I sourced videos on garnish techniques, handling pastry, sewing a closed seam, creating your own applique from felt, setting up jigs for a trimmer/router, using a router to create inlays, making your own bees wax polish and making the perfect white sauce.

I also made my own videos! With the help of another staff member we pre-recorded food demonstrations- students watched these on average 3 times EACH (this was 30-40mins of video time??!!) Students were also creating/sharing their own videos?? “Miss – can I film you doing this and practice at home?”  – –  umm OF COURSE YOU CAN!!!  (by this stage, I had totally gotten over the fact that once recorded, by voice sounds like a kid’s!! lol)

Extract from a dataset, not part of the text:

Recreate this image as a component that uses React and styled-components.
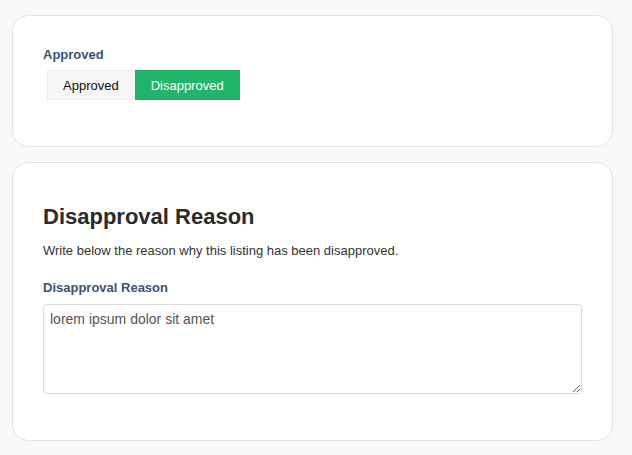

I dont really know if this truly is “flipping” ?? as I still felt the need in most cases to demonstrate and conduct the SAME practical demonstrations in lessons – BUT the videos really supplemented this and addressed all the concerns I was having. . . .

THE RESULT: I had VERY HAPPY STUDENTS. Their quality of practical work improved because they were conducting more research at home – I know, this really is a “DERR” moment right? And this is not too dissimilar to the benefits that Polly and Simon had explained at the TeachMeet, but you have to understand, the motivation that DROVE me to spend the time preparing all the videos/links WAS. 

Again, I repeat – I AM NOT AN EXPERT OF FLIPPING, making videos or screencasting (check out Simons blog for inspiring examples of this). Is this even flipping?? dont think so??– BUT, my students were pretty happy.

Polly and Simon certainly showed me a way of adding another dimension to my teaching that I will continue to use in 2013 – I seriously advise you to start whatever hybrid of flipping suits you !!